## [SUPPLIED ENTRIES]
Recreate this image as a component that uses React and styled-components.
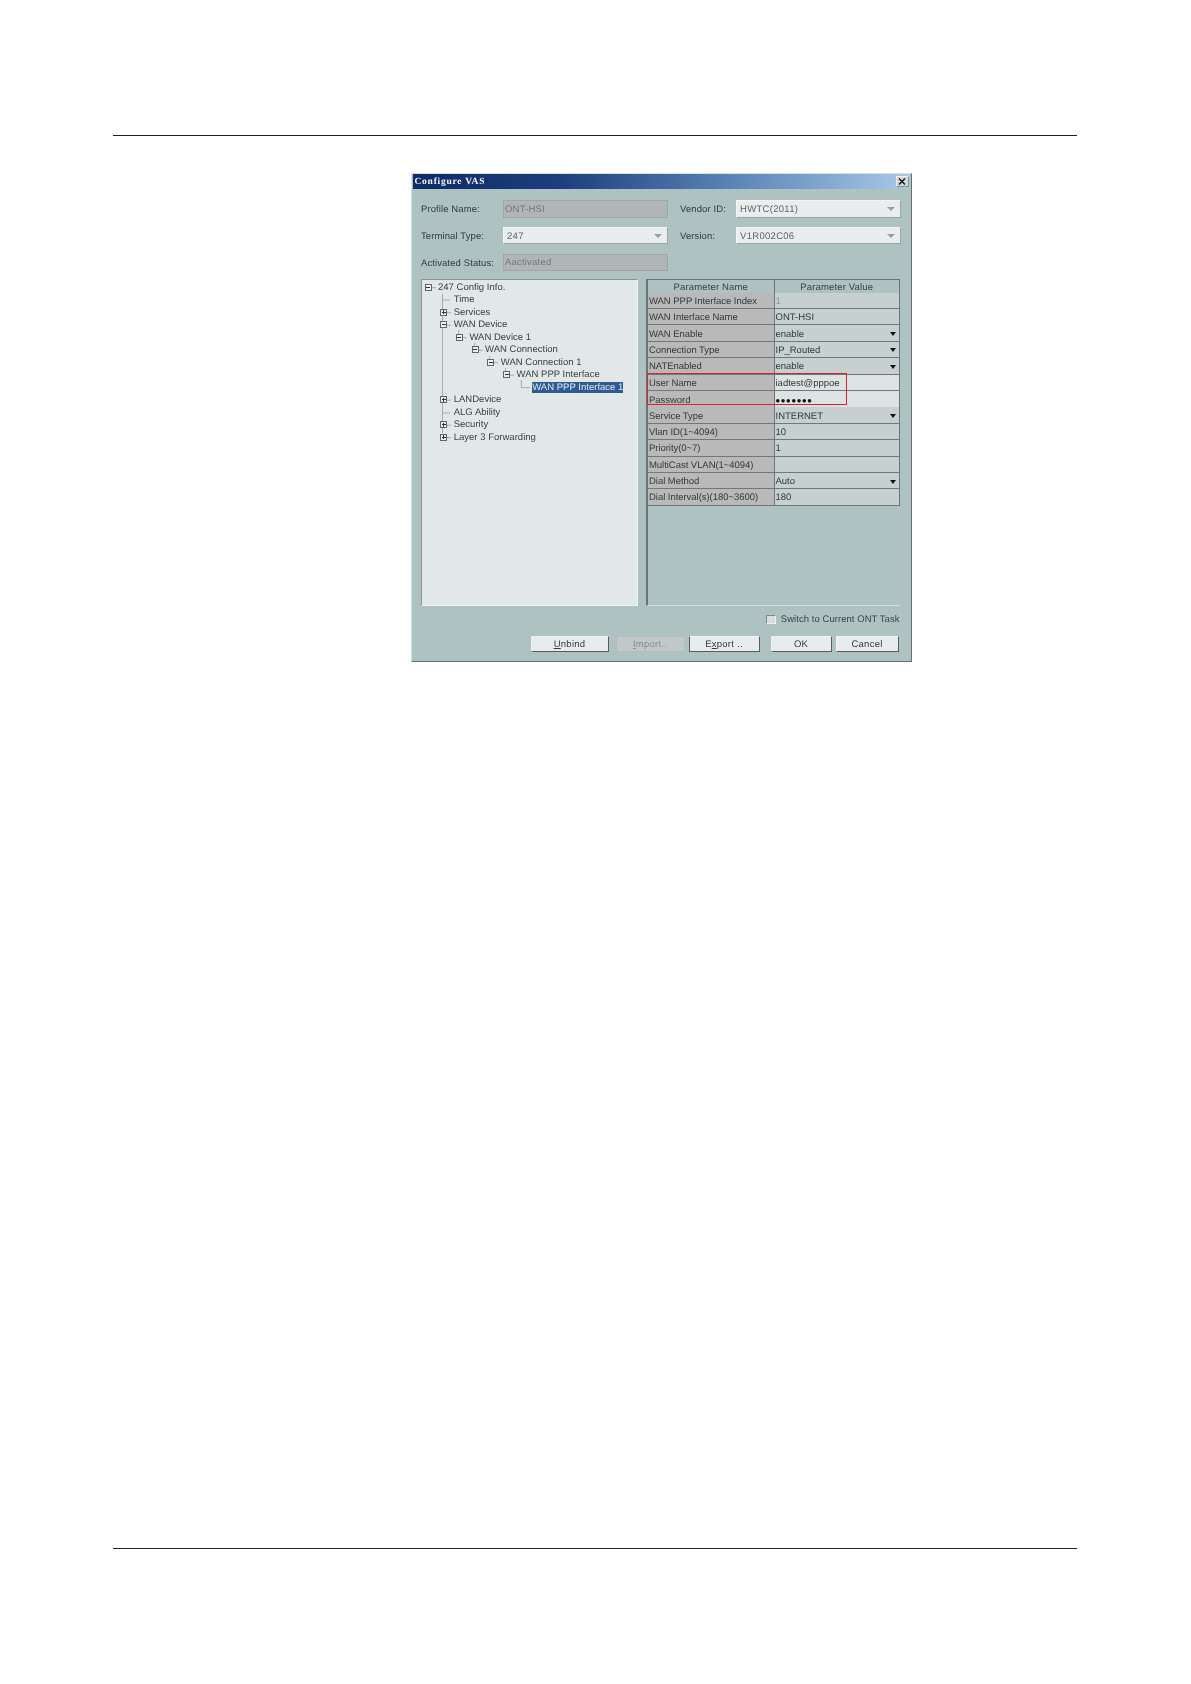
import React from "react";
import styled, { createGlobalStyle } from "styled-components";

const Global = createGlobalStyle`
  html, body { margin: 0; background: #fff; }
  * { box-sizing: border-box; }
`;

const Page = styled.div`
  width: 1191px;
  height: 1684px;
  padding: 135px 114px 135px 113px;
  display: flex;
  flex-direction: column;
  font-family: "Liberation Sans", Arial, sans-serif;
  font-size: 9.5px;
  letter-spacing: 0;
  text-rendering: geometricPrecision;
  color: #2c3232;
`;

const Rule = styled.div`
  height: 1px;
  background: #222;
  flex: none;
  margin-top: ${(p) => (p.$bottom ? "auto" : "0")};
`;

const Dialog = styled.div`
  width: 501px;
  height: 489px;
  margin: 37px 0 0 297.5px;
  background: #aec2c1;
  border: 1.5px solid #d9dddc;
  border-right-color: #6a6f6f;
  border-bottom-color: #6a6f6f;
  display: flex;
  flex-direction: column;
  flex: none;
  filter: blur(0.3px);
`;

const TitleBar = styled.div`
  height: 15px;
  margin: 0 1px;
  padding: 0 1px 0 2px;
  background: linear-gradient(90deg, #0e2a68 0%, #1d3f7e 30%, #5b86b9 65%, #a8c8e6 100%);
  display: flex;
  align-items: center;
  justify-content: space-between;
  flex: none;
`;

const TitleText = styled.span`
  font-family: "Liberation Serif", serif;
  font-weight: 700;
  font-size: 9.5px;
  letter-spacing: 0.75px;
  color: #f4f6f8;
`;

const CloseBox = styled.span`
  width: 13px;
  height: 11px;
  background: #d2d6d6;
  border: 1px solid #8a8f8f;
  border-top-color: #f0f0f0;
  border-left-color: #f0f0f0;
  display: flex;
  align-items: center;
  justify-content: center;
`;

const Form = styled.div`
  display: grid;
  grid-template-columns: 82px 165px 68px 165px;
  grid-auto-rows: 17.5px;
  row-gap: 9.3px;
  padding: 11px 0 0 9.5px;
  align-items: stretch;
  flex: none;
`;

const Label = styled.label`
  display: flex;
  align-items: center;
  padding: 2px 0 0 ${(p) => (p.$side ? "12px" : "0")};
  color: #343a3a;
  letter-spacing: 0.1px;
`;

const ReadOnly = styled.div`
  background: #b1b5b5;
  border: 1px solid #a0a7a7;
  color: #72797a;
  display: flex;
  align-items: center;
  padding: 1px 0 0 1px;
  letter-spacing: 0.2px;
`;

const Combo = styled.div`
  background: #e9eded;
  border-top: 1px solid #f3f5f5;
  border-left: 1px solid #f3f5f5;
  border-right: 1px solid #98a5a5;
  border-bottom: 1px solid #98a5a5;
  color: #5e6666;
  display: flex;
  align-items: center;
  justify-content: space-between;
  padding: 1px 5px 0 3px;
  letter-spacing: 0.3px;
`;

const GrayCaret = styled.span`
  width: 0;
  height: 0;
  border-left: 4.5px solid transparent;
  border-right: 4.5px solid transparent;
  border-top: 4px solid #989e9e;
`;

const Panels = styled.div`
  display: flex;
  gap: 8px;
  margin: 7.5px 0 0 9.5px;
  height: 327px;
  flex: none;
`;

const TreePanel = styled.div`
  position: relative;
  width: 217px;
  background: #e2e8e8;
  border: 1px solid #f0f3f3;
  border-top-color: #8b9595;
  border-left-color: #8b9595;
  padding-top: 0.5px;
`;

const TreeLines = styled.svg`
  position: absolute;
  left: 0;
  top: 0;
  width: 217px;
  height: 170px;
`;

const TreeRow = styled.div`
  position: relative;
  height: 12.5px;
  display: flex;
  align-items: center;
  padding: 2px 0 0 ${(p) => 16 + p.$level * 15.7}px;
  color: #3c4242;
  letter-spacing: 0.02px;
`;

const Expander = styled.span`
  width: 7px;
  height: 7px;
  flex: none;
  margin: 0 6.5px 0 -13.5px;
  background: #eef1f1;
  border: 1px solid #5f6666;
  position: relative;
  &::before {
    content: "";
    position: absolute;
    left: 0.5px;
    right: 0.5px;
    top: 2px;
    height: 1px;
    background: #333;
  }
  &::after {
    content: "";
    display: ${(p) => (p.$open ? "none" : "block")};
    position: absolute;
    top: 0.5px;
    bottom: 0.5px;
    left: 2px;
    width: 1px;
    background: #333;
  }
`;

const TreeLabel = styled.span`
  background: ${(p) => (p.$selected ? "#2e5b93" : "transparent")};
  color: ${(p) => (p.$selected ? "#dfe8f2" : "inherit")};
  line-height: 11px;
`;

const TablePanel = styled.div`
  position: relative;
  width: 254px;
  border-left: 2px solid #697474;
  border-bottom: 1px solid #d5dddd;
  padding-top: 0.5px;
`;

const Table = styled.div`
  border-right: 1px solid #697474;
  border-top: 1px solid #697474;
`;

const HeaderRow = styled.div`
  display: grid;
  grid-template-columns: 125.5px 1fr;
  height: 12.5px;
  border-bottom: 1px solid #697474;
`;

const HeaderCell = styled.div`
  display: flex;
  align-items: center;
  justify-content: center;
  padding-top: 2px;
  background: #afc1c1;
  color: #3a4242;
  letter-spacing: 0.15px;
  & + & { border-left: 1px solid #697474; }
`;

const Row = styled.div`
  display: grid;
  grid-template-columns: 125.5px 1fr;
  height: 16.4px;
  border-bottom: 1px solid #6f7878;
`;

const NameCell = styled.div`
  background: #b9b9b9;
  color: #333939;
  display: flex;
  align-items: center;
  padding: 2px 0 0 1px;
  white-space: nowrap;
  letter-spacing: -0.04px;
`;

const ValueCell = styled.div`
  background: ${(p) => (p.$light ? "#dde3e3" : "#c7d0d1")};
  border-left: 1px solid #6f7878;
  color: ${(p) => (p.$muted ? "#8f9a9a" : "#333939")};
  display: flex;
  align-items: center;
  justify-content: space-between;
  padding: 2px 3px 0 1px;
`;

const Bullets = styled.span`
  font-size: 13px;
  letter-spacing: 0.75px;
  color: #111;
`;

const BlackCaret = styled.span`
  width: 0;
  height: 0;
  border-left: 3.8px solid transparent;
  border-right: 3.8px solid transparent;
  border-top: 4px solid #111;
`;

const Highlight = styled.div`
  position: absolute;
  left: -1px;
  top: 94px;
  width: 200px;
  height: 32px;
  border: 1px solid #d8232e;
  pointer-events: none;
`;

const CheckRow = styled.div`
  display: flex;
  justify-content: flex-end;
  align-items: center;
  gap: 5px;
  padding-right: 11px;
  margin-top: 9px;
  height: 10px;
  color: #3d4444;
  flex: none;
  letter-spacing: 0.05px;
`;

const CheckBox = styled.span`
  width: 9.5px;
  height: 9.5px;
  background: #d8dddd;
  border: 1px solid #7f8a8a;
  border-right-color: #eef1f1;
  border-bottom-color: #eef1f1;
`;

const Buttons = styled.div`
  display: flex;
  margin: 11.5px 0 0 119px;
  flex: none;
`;

const Button = styled.div`
  width: ${(p) => p.$w}px;
  margin-right: ${(p) => p.$gap}px;
  height: 16px;
  display: flex;
  align-items: center;
  justify-content: center;
  padding-top: 1.5px;
  background: ${(p) => (p.$disabled ? "#c0c8c8" : "#e8ecec")};
  color: ${(p) => (p.$disabled ? "#858e8e" : "#343a3a")};
  border: 1px solid ${(p) => (p.$disabled ? "#b5bcbc" : "#f0f2f2")};
  border-right-color: ${(p) => (p.$disabled ? "#b5bcbc" : "#565d5d")};
  border-bottom-color: ${(p) => (p.$disabled ? "#b5bcbc" : "#565d5d")};
  border-left-color: ${(p) => (p.$dark ? "#565d5d" : p.$disabled ? "#b5bcbc" : "#f0f2f2")};
  letter-spacing: 0.25px;
`;

const tree = [
  { level: 0, text: "247 Config Info.", open: true },
  { level: 1, text: "Time", leaf: true },
  { level: 1, text: "Services" },
  { level: 1, text: "WAN Device", open: true },
  { level: 2, text: "WAN Device 1", open: true },
  { level: 3, text: "WAN Connection", open: true },
  { level: 4, text: "WAN Connection 1", open: true },
  { level: 5, text: "WAN PPP Interface", open: true },
  { level: 6, text: "WAN PPP Interface 1", leaf: true, selected: true },
  { level: 1, text: "LANDevice" },
  { level: 1, text: "ALG Ability", leaf: true },
  { level: 1, text: "Security" },
  { level: 1, text: "Layer 3 Forwarding" },
];

const rows = [
  { name: "WAN PPP Interface Index", value: "1", muted: true },
  { name: "WAN Interface Name", value: "ONT-HSI" },
  { name: "WAN Enable", value: "enable", caret: true },
  { name: "Connection Type", value: "IP_Routed", caret: true },
  { name: "NATEnabled", value: "enable", caret: true },
  { name: "User Name", value: "iadtest@pppoe", light: true },
  { name: "Password", value: <Bullets>•••••••</Bullets>, light: true },
  { name: "Service Type", value: "INTERNET", caret: true },
  { name: "Vlan ID(1~4094)", value: "10" },
  { name: "Priority(0~7)", value: "1" },
  { name: "MultiCast VLAN(1~4094)", value: "" },
  { name: "Dial Method", value: "Auto", caret: true },
  { name: "Dial Interval(s)(180~3600)", value: "180" },
];

export default function App() {
  return (
    <Page>
      <Global />
      <Rule />
      <Dialog>
        <TitleBar>
          <TitleText>Configure VAS</TitleText>
          <CloseBox>
            <svg width="8" height="7" viewBox="0 0 8 7">
              <path d="M1 0.5 L7 6.5 M7 0.5 L1 6.5" stroke="#111" strokeWidth="1.4" />
            </svg>
          </CloseBox>
        </TitleBar>
        <Form>
          <Label>Profile Name:</Label>
          <ReadOnly>ONT-HSI</ReadOnly>
          <Label $side>Vendor ID:</Label>
          <Combo>HWTC(2011)<GrayCaret /></Combo>
          <Label>Terminal Type:</Label>
          <Combo>247<GrayCaret /></Combo>
          <Label $side>Version:</Label>
          <Combo>V1R002C06<GrayCaret /></Combo>
          <Label>Activated Status:</Label>
          <ReadOnly>Aactivated</ReadOnly>
        </Form>
        <Panels>
          <TreePanel>
            <TreeLines viewBox="0 0 217 170">
              <path
                d="M20.5 14V153 M20.5 20H28 M20.5 133H28 M9 7.7H14 M24.5 32.7H29 M24.5 45.2H29 M24.5 120.2H29 M24.5 145.2H29 M24.5 157.7H29 M40 57.7H45 M56 70.2H61 M71 82.7H76 M87 95.2H92 M36.7 50V54 M52.7 63V66.5 M67.7 76V79 M83.7 88V91.5 M99.3 100V107.7H108"
                stroke="#a3adad"
                strokeWidth="1"
                fill="none"
              />
            </TreeLines>
            {tree.map((t) => (
              <TreeRow key={t.text} $level={t.level}>
                {t.leaf ? null : <Expander $open={t.open} />}
                <TreeLabel $selected={t.selected}>{t.text}</TreeLabel>
              </TreeRow>
            ))}
          </TreePanel>
          <TablePanel>
            <Table>
              <HeaderRow>
                <HeaderCell>Parameter Name</HeaderCell>
                <HeaderCell>Parameter Value</HeaderCell>
              </HeaderRow>
              {rows.map((r) => (
                <Row key={r.name}>
                  <NameCell>{r.name}</NameCell>
                  <ValueCell $light={r.light} $muted={r.muted}>
                    {r.value}
                    {r.caret ? <BlackCaret /> : null}
                  </ValueCell>
                </Row>
              ))}
            </Table>
            <Highlight />
          </TablePanel>
        </Panels>
        <CheckRow>
          <CheckBox />
          Switch to Current ONT Task
        </CheckRow>
        <Buttons>
          <Button $w={78} $gap={7}><span><u>U</u>nbind</span></Button>
          <Button $w={69} $gap={4} $disabled><span><u>I</u>mport..</span></Button>
          <Button $w={71} $gap={11} $dark><span>E<u>x</u>port ..</span></Button>
          <Button $w={61} $gap={4}>OK</Button>
          <Button $w={63} $gap={0}>Cancel</Button>
        </Buttons>
      </Dialog>
      <Rule $bottom />
    </Page>
  );
}
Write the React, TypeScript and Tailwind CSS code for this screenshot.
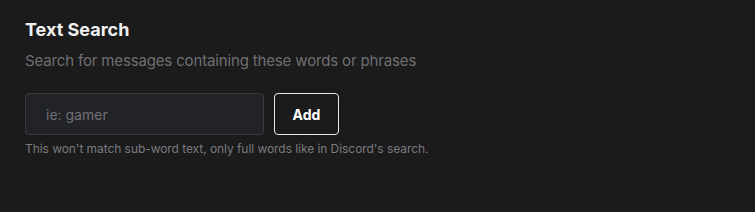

## [GOAL OF THE EXERCISE]
Tell how many lines hold the string "components", giving the number and nothing else.

## [ANSWER FOR THE TASK]
2